Now, with iperf getting ~ 500Mb/s is somewhat dissapointing and you should determine if the problem lies within OS or further down the networking chain. With that being said, can you test it with two VMs being on the same host? When you do that, the iperf traffic should not traverse pNIC, but rather stay within the same vswitch two test VMs are connected to and, as such, you should be getting much better results. Can you confirm that?
Also, have you ever tested what you'd get running iperf between two xover'd physical boxes with the same pNICs? My suspicious is that maybe iperf does not work well with 10GB/s ethernet and running such test could possibly verify that.
Also, although I'm sure you had already verified that, can you confirm that there's no ingress/outgress traffic shaping policies or network i/o control configured?
Peter D.
Thanks Peter, I have been talking only megabits and gigabits since the first post. Ingo has them mixed up.
The first set of results above are VM traffic on the same host, on the same vswitch. I am wondering if maybe there is an artificial bottleneck in ESXi 5?
I have no traffic shaping policies set up, nor network i/o control (I have no vnetwork distributed switch)

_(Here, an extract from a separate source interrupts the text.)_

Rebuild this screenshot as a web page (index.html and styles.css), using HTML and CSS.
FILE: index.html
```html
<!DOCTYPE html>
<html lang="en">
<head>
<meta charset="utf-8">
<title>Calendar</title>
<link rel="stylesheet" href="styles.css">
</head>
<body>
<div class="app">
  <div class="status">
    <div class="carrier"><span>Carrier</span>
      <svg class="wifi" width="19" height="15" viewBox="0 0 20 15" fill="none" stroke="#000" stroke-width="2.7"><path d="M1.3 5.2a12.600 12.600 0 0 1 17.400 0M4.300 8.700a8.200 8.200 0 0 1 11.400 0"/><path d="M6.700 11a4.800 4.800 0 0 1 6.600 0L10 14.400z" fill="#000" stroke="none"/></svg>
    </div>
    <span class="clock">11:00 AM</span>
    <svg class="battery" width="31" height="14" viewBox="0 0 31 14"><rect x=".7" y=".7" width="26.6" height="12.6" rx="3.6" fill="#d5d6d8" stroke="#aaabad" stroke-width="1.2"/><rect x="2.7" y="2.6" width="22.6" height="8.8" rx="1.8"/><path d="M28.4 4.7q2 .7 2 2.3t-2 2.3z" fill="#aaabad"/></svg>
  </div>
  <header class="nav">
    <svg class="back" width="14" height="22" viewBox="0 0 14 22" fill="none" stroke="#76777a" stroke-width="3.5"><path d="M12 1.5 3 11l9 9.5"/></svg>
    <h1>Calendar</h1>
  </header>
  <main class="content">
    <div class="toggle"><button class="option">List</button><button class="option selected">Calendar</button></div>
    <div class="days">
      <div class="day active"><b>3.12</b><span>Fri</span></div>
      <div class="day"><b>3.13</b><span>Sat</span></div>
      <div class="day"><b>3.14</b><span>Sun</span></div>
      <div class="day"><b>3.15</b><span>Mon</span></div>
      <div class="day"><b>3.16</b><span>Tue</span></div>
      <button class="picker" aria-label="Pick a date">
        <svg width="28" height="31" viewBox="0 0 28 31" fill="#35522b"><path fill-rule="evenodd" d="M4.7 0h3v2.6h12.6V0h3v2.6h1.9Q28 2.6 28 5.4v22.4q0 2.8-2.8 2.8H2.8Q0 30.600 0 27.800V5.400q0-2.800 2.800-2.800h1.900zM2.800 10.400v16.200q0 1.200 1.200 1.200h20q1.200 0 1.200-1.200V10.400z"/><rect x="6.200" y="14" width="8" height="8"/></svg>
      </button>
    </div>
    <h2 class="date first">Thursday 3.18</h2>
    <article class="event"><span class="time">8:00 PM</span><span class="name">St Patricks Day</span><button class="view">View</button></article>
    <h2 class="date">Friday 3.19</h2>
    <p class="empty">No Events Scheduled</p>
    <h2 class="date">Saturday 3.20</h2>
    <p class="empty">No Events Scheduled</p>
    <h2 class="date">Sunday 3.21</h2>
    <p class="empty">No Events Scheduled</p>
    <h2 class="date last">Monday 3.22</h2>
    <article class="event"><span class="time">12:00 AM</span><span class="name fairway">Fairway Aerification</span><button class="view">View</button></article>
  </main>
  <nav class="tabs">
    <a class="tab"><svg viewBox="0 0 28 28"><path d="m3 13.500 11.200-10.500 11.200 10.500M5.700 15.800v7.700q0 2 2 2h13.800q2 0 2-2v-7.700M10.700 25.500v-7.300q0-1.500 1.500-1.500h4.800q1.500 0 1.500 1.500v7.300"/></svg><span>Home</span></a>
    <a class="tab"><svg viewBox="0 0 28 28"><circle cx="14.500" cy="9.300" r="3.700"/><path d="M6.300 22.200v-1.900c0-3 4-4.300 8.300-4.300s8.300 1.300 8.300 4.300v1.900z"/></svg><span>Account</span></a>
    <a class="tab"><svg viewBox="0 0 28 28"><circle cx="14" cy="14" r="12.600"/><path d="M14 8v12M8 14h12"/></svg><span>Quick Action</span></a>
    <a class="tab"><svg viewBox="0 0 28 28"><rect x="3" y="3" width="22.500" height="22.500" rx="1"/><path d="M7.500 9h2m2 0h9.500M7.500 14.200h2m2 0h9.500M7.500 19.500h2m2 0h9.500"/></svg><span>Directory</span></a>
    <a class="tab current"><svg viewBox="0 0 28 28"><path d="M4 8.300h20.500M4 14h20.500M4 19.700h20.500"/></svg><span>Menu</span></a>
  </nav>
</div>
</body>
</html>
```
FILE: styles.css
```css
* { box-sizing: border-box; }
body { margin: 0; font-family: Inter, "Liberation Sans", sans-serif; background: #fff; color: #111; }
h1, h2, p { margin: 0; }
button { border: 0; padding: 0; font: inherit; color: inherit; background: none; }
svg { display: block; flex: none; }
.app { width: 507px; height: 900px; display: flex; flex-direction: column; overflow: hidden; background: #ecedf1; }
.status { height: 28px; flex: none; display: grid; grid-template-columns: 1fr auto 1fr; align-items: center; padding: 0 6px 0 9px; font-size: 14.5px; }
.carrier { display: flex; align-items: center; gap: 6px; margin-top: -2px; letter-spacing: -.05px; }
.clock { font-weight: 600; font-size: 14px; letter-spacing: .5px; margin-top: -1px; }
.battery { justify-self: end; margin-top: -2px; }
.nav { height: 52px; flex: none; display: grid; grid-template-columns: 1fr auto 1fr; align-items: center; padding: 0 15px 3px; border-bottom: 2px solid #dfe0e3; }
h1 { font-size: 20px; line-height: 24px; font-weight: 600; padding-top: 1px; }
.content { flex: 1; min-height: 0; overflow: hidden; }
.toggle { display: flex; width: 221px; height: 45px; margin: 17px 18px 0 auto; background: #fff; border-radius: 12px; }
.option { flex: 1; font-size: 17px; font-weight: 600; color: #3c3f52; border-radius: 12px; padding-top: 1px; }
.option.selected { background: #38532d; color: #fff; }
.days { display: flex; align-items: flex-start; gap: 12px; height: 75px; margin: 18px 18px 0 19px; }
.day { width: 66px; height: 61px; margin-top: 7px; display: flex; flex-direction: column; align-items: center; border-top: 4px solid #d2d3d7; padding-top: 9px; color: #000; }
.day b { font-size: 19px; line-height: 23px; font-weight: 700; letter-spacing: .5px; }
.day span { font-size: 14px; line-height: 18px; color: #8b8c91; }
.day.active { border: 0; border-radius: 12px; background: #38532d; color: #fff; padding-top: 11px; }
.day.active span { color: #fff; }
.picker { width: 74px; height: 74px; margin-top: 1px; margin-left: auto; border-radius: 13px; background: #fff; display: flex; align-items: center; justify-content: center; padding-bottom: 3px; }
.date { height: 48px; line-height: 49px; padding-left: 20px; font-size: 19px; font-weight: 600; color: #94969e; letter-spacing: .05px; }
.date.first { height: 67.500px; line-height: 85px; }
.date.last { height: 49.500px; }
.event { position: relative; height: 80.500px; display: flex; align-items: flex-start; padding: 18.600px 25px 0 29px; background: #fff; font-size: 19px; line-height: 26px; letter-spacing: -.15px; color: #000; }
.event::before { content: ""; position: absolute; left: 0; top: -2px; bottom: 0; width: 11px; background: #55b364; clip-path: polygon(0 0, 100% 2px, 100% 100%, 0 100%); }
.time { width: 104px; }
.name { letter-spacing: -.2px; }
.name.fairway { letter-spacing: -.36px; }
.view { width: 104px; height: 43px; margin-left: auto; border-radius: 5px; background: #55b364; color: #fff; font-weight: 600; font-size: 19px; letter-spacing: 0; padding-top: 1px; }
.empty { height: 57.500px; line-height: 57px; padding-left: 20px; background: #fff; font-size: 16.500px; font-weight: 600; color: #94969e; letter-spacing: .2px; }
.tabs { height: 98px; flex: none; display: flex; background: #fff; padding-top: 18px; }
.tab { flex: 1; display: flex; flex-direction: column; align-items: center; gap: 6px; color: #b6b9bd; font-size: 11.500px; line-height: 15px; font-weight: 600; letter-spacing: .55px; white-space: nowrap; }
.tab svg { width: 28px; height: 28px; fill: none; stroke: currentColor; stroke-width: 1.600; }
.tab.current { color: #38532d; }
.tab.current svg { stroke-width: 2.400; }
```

This is really frustrating me....
What OS are you testing under?
If Linux, please review this:
Although the document states it "does not affect ESXi5" it certainly does in our environment. Try this on both servers as per the guide, and rerun iperf:
ethtool -K eth0 lro off
I feel your pain.
Again, can you test between two physical servers having the same network card as in ESX host xover'd and test with iperf. This way you'll be able to tell whether iperf can produce adequate results for 10Gb/s network and whether the issue is only when ESXi is in the equation. If you can get throughput significantly higher than 500Mb/s then compare NIC properties between VM's OS and the physical server. For instance, compare Receive Side Scaling setting; I believe VMXNET3 does not enable it on vNIC by default so compare it with the physical. Other properites to compare: TCP offloading, Receive/Transmit Buffers.

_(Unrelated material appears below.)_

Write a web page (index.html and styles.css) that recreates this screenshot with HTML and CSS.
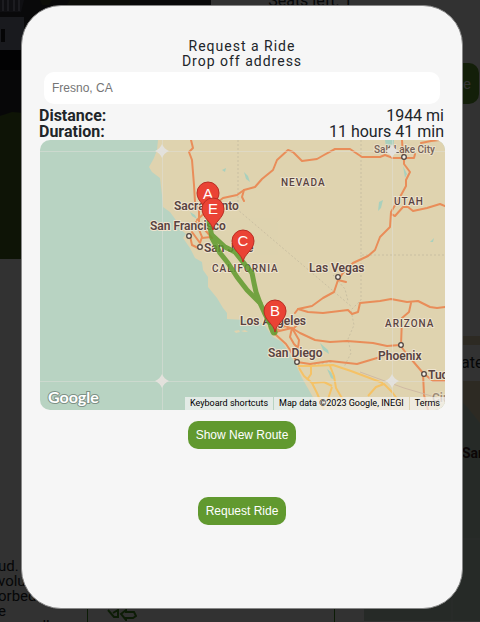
FILE: index.html
```html
<!DOCTYPE html>
<html lang="en">
<head>
<meta charset="utf-8">
<title>Request a Ride</title>
<link rel="stylesheet" href="styles.css">
</head>
<body>
<main class="page">
  <section class="hero">
    <svg class="photo" viewBox="0 0 211 259" preserveAspectRatio="none" aria-hidden="true">
      <rect width="211" height="259" fill="#2d2d32"/>
      <path d="M0 12h21l3-12H0z" fill="#4b4b5a"/>
      <path d="M3 0v11M8 0v11M14 0v11M19 0v11" stroke="#8c8ca0" stroke-width="2"/>
      <rect y="17" width="24" height="33" fill="#7d8296"/>
      <rect x="1" y="29" width="4" height="13" fill="#19191e"/>
      <rect y="50" width="24" height="20" fill="#0a0a0f"/>
      <rect y="70" width="24" height="45" fill="#232328"/>
      <path d="M0 116l12-4 12 1v146H0z" fill="#46641e"/>
      <path d="M40 0h12l-3 5h-7zM70 0h60v6H66z" fill="#41462d"/>
    </svg>
    <div class="offer">
      <p class="seats">Seats left: 1</p>
      <button class="button choose" type="button" tabindex="-1">Choose</button>
    </div>
  </section>
  <section class="details">
    <p class="about">ud.<br>volu<br>orbed<br>e<br>s appello</p>
    <div class="notice">
      <svg class="notice-icon" viewBox="0 0 30 22" aria-hidden="true">
        <path d="M1 11l6 7h4v-7l-5 3M14 15l5-4v2h8l2 4-3 2h-7v2z" fill="none" stroke="#3f8a1f" stroke-width="2"/>
      </svg>
    </div>
    <div class="area">
      <p class="search">ate</p>
      <svg class="area-map" viewBox="0 0 116 240" preserveAspectRatio="none" aria-hidden="true">
        <rect width="116" height="240" fill="#bdd3c4"/>
        <path d="M90 0h26v42l-12-15-8-8z" fill="#dfd3af"/>
        <path d="M0 158h116M88 158v82" stroke="#d2dcd7"/>
        <text class="area-label" x="98" y="77">San</text>
      </svg>
    </div>
  </section>
</main>

<div class="overlay">
  <form class="dialog" role="dialog" aria-label="Request a Ride">
    <h1 class="title">Request a Ride</h1>
    <label class="title" for="address">Drop off address</label>
    <input class="address" id="address" type="text" placeholder="Fresno, CA">
    <dl class="stats">
      <div class="stat"><dt>Distance:</dt><dd>1944 mi</dd></div>
      <div class="stat"><dt>Duration:</dt><dd>11 hours 41 min</dd></div>
    </dl>
    <div class="map">
      <svg class="map-canvas" viewBox="40 140 405 270" role="img" aria-label="Route map">
        <defs>
          <path id="pin" d="M0 0C-1-8-11-12-11-21A11 11 0 0 1 11-21C11-12 1-8 0 0z"/>
          <path id="star" d="M0-7Q2-2 7 0Q2 2 0 7Q-2 2-7 0Q-2-2 0-7z"/>
        </defs>
        <rect x="40" y="140" width="405" height="270" fill="#b8d3c2"/>
        <path fill="#dfd3af" d="M158 140L157 150 154 158 149 167 152 172 160 178 162 195 163 207 170 212 178 223 180 229 186 234 183 238 190 248 195 258 202 262 203 270 208 277 208 287 217 298 223 308 227 313 227 319 245 320 255 321 264 324 270 333 273 337 282 342 290 354 296 365 302 378 310 392 320 410 375 410 368 393 350 385 343 388 349 402 352 410 445 410V140z"/>
        <path fill="#dfd3af" d="M234 331l5-1 1 2-4 1zM241 331l4-1 3 2-4 0z"/>
        <path fill="#a9d0bd" d="M244 172l4 4 2 6-4-3zM379 202l4-2-2 8-3 3zM385 140h9l-1 12-7-5zM403 166l4 8-2 4zM190 212l5 3 2 4-5-3zM320 343l8 7 1 4-6-4zM430 242l4-4-1 4zM327 369l4 3 4 8-4-2zM222 170l4-2-1 4z"/>
        <g fill="none" stroke="#c9bfa2" stroke-dasharray="2 2">
          <path d="M238 140v70L352 307M361 140v115h84M361 255v45l-10 10 3 15-6 14 3 14-7 14"/>
          <path d="M333 275l12 14 3 12M298 367l34-5"/>
        </g>
        <g fill="none" stroke="#e98d59" stroke-width="2" stroke-linejoin="round" stroke-linecap="round">
          <path d="M191 140L193 148 189 152 192 160 194 185 195 202 199 210 199 223"/>
          <path d="M197 220L210 208 223 198 237 195 244 190 255 187 262 179 273 170 277 160 288 150 293 152 302 161 317 159 324 155 335 149 350 149 362 157 380 157 385 155 393 158 414 158 415 154"/>
          <path d="M244 190l-2 7 2 4M402 140l1 16M421 143l10-2 9-1"/>
          <path d="M404 158v6L410 172 406 180 406 186 400 197 391 212 390 227 380 237 375 250 368 256 353 263 343 273 338 280 334 292 323 298 312 306 298 309 295 313"/>
          <path d="M391 214l4 2 8-9 5 0 5 4 14-3 13-4 5 2M338 280l8 2"/>
          <path d="M298 309L308 312 323 313 348 310 352 314 358 312 360 303 380 301 391 299 407 302 418 301 430 307 437 308 445 307"/>
          <path d="M411 303l-2 9-7 6-1 27"/>
          <path d="M275 332L292 328 300 333 315 340 330 342 347 341 373 343 387 346 400 345 406 353 423 373 424 395 428 410M423 373l10 8 12 0"/>
          <path d="M275 334L286 344 290 350 297 362 310 364 330 361 357 364 377 358 387 355"/>
          <path d="M292 328l-2 9 4 7 4 4 1-8-7-12M276 330l9-4 8 3 4-4"/>
          <path d="M192 232l8 11 2-6-6-15M190 236l2 9 8 4M202 238l9-1M199 223l13 15"/>
        </g>
        <g fill="none" stroke="#f5c266" stroke-width="2" stroke-linejoin="round">
          <path d="M298 366l12 0 23-1 18 6 32 12M299 368l5 8 8 7 5 10 7 17M311 366l0 8-4 6M312 383l12-1 8 4M330 366l4 10 2 12 7 12M332 387l-4 12M368 396l8-9 8-3 8 8 9 12"/>
        </g>
        <path d="M360 372l44 16 41 12" fill="none" stroke="#cfb9a4"/>
        <path d="M40 151.500H445M40 381.500H445M162.500 140V410M392.500 140V410" stroke="#dfe0da" stroke-opacity=".5"/>
        <g class="place-labels">
          <text class="city" x="174" y="210">Sacramento</text>
          <text class="city" x="150" y="230">San Francisco</text>
          <text class="city" x="204" y="252">San Jose</text>
          <text class="city" x="309" y="272">Las Vegas</text>
          <text class="city" x="240" y="325">Los Angeles</text>
          <text class="city" x="268" y="357">San Diego</text>
          <text class="city" x="378" y="360">Phoenix</text>
          <text class="city" x="428" y="379">Tucson</text>
          <text class="city small" x="374" y="153">Salt Lake City</text>
          <text class="city faded" x="432" y="402">Ciudad</text>
          <text class="state" x="281" y="186">NEVADA</text>
          <text class="state" x="394" y="205">UTAH</text>
          <text class="state" x="212" y="272">CALIFORNIA</text>
          <text class="state" x="385" y="327">ARIZONA</text>
        </g>
        <g fill="#f4efe4" stroke="#4f4542" stroke-width="1.300">
          <circle cx="189" cy="236" r="2.300"/><circle cx="200" cy="247" r="2.300"/>
          <circle cx="338" cy="277" r="2.300"/><circle cx="404" cy="157" r="2.300"/>
          <circle cx="297" cy="362" r="2.300"/><circle cx="401" cy="345" r="2.300"/>
          <circle cx="424" cy="374" r="2.300"/>
        </g>
        <g fill="#e3e1dc">
          <use href="#star" x="162" y="151"/><use href="#star" x="162" y="381"/>
          <use href="#star" x="392" y="151"/><use href="#star" x="392" y="381"/>
        </g>
        <g fill="none" stroke="#5f9a2d" stroke-linecap="round" stroke-linejoin="round" opacity=".85">
          <path stroke-width="5" d="M209 221L212 238 220 253 228 263 237 277 247 290 260 303 265 314 274 332"/>
          <path stroke-width="5" d="M212 235L225 247 235 252 243 262 252 273 254 283 256 292 260 303"/>
          <path stroke-width="7" d="M272 327l2 5"/>
        </g>
        <g fill="#ea4335" stroke="#b92d24">
          <use href="#pin" x="208" y="214"/>
          <use href="#pin" x="275" y="332"/>
          <use href="#pin" x="243" y="262"/>
        </g>
        <g class="pin-letters">
          <text x="208" y="199">A</text><text x="275" y="316">B</text><text x="243" y="246">C</text>
        </g>
        <use href="#pin" x="213" y="230" fill="#ea4335" stroke="#b92d24"/>
        <text class="pin-letters" x="213" y="214">E</text>
        <text class="brand" x="48" y="403">Google</text>
      </svg>
      <div class="credits">
        <button class="credit" type="button">Keyboard shortcuts</button>
        <span class="credit">Map data ©2023 Google, INEGI</span>
        <a class="credit" href="#terms">Terms</a>
      </div>
    </div>
    <button class="button" type="button">Show New Route</button>
    <button class="button submit" type="submit">Request Ride</button>
  </form>
</div>
</body>
</html>
```

FILE: styles.css
```css
* {
  box-sizing: border-box;
}

body {
  margin: 0;
  background: #f8f8f8;
  color: #212529;
  font-family: Roboto, "Liberation Sans", sans-serif;
}

p,
h1,
dl,
dd {
  margin: 0;
}

.page {
  display: grid;
  grid-template-columns: minmax(0, 1fr);
  grid-template-rows: 259px 1fr;
  height: 100vh;
  overflow: hidden;
}

.hero {
  display: grid;
  grid-template-columns: 44% 1fr;
}

.photo {
  width: 100%;
  height: 259px;
}

.offer {
  display: flex;
  flex-direction: column;
  align-items: flex-end;
  padding-right: 1px;
}

.seats {
  align-self: flex-start;
  height: 63px;
  padding-left: 57px;
  font-size: 16px;
  line-height: 2px;
}

.details {
  display: grid;
  grid-template-columns: 87px 248px minmax(0, 1fr);
  min-height: 0;
}

.about {
  padding-top: 300px;
  margin-left: -2px;
  font-size: 15px;
  line-height: 15px;
  white-space: nowrap;
}

.notice {
  padding: 340px 19px 0;
  border: solid #3f8a1f;
  border-width: 0 1px;
}

.notice-icon {
  width: 30px;
  height: 22px;
}

.area {
  padding-top: 77px;
  margin-left: 29px;
}

.search {
  padding-left: 97px;
  border-top: 9px solid #dfd3af;
  background: #f8f8f8;
  font-size: 16px;
  line-height: 36px;
}

.area-map {
  display: block;
  width: 100%;
  height: 240px;
}

.area-label {
  fill: #3c1e1e;
  font-size: 14px;
  font-weight: 700;
}

.overlay {
  position: fixed;
  inset: 0;
  background: rgba(0, 0, 0, 0.8);
}

.dialog {
  position: absolute;
  inset: 5px 17px 13px 21px;
  display: flex;
  flex-direction: column;
  align-items: center;
  padding: 33px 17px;
  border: 1px solid #888;
  border-radius: 40px;
  background: #f6f6f6;
}

.title {
  font-size: 14px;
  font-weight: 400;
  line-height: 15px;
  letter-spacing: 1px;
}

.address {
  align-self: stretch;
  height: 32px;
  margin: 3px 5px 4px;
  padding: 0 8px;
  border: 0;
  border-radius: 10px;
  background: #fff;
  color: #212529;
  font-family: "Liberation Sans", sans-serif;
  font-size: 12px;
}

.address::placeholder {
  color: #757575;
}

.stats {
  align-self: stretch;
  padding-right: 1px;
  font-size: 16px;
  line-height: 16px;
}

.stat {
  display: flex;
  justify-content: space-between;
}

.stat dt {
  font-weight: 700;
}

.map {
  position: relative;
  align-self: stretch;
  margin: 0 0 11px 1px;
  border-radius: 10px;
  overflow: hidden;
}

.map-canvas {
  display: block;
  width: 100%;
}

.place-labels {
  fill: #594341;
  stroke: #eee4cf;
  stroke-width: 2px;
  paint-order: stroke;
  stroke-linejoin: round;
}

.city {
  font-size: 12px;
  font-weight: 600;
}

.small {
  font-size: 10px;
  font-weight: 500;
  opacity: 0.8;
}

.faded {
  opacity: 0.5;
}

.state {
  font-size: 10px;
  font-weight: 500;
  letter-spacing: 1px;
}

.pin-letters {
  fill: #fff;
  font-family: "Liberation Sans", sans-serif;
  font-size: 15px;
  text-anchor: middle;
}

.brand {
  fill: #fff;
  stroke: #7d9186;
  stroke-width: 2px;
  paint-order: stroke;
  font-family: Lato, sans-serif;
  font-size: 16px;
  font-weight: 700;
}

.credits {
  position: absolute;
  right: 0;
  bottom: 0;
  display: flex;
  gap: 1px;
}

.credit {
  height: 13px;
  padding: 0 5px;
  border: 0;
  background: rgba(245, 245, 245, 0.7);
  color: #000;
  font-family: Roboto, sans-serif;
  font-size: 9px;
  line-height: 13px;
  text-decoration: none;
  white-space: nowrap;
}

.button {
  height: 28px;
  padding: 0 8px;
  border: 0;
  border-radius: 10px;
  background: #61992f;
  color: #fff;
  font-family: "Liberation Sans", sans-serif;
  font-size: 12px;
}

.choose {
  height: 41px;
  font-size: 14px;
}

.submit {
  margin-top: 48px;
}
```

Also: 1) Do you have jumbo frames enabled with your testing? 2) Do you have VMware Tools on test VM matching ESXi5 host (I'm not sure if vmxnet driver version in 4.x Tools is the same as for 5.0...)
Peter D.
The operating systems are Windows7 and Server2008 R2.
I loaded Win7 on the ESXi hardware and tested with a 2008r2 server and got spectacular speeds. I am absolutely sure the hardware is not a problem. Since I am seeing a traffic bottleneck between VM's on the same host, on the same vswitch, I'm thinking its an ESXi problem. The ESXi host has stock network settings as do the VM's. I will do some experimentation with frame sizes and TCP offloading. I have VMware tools 8.65 on both machines.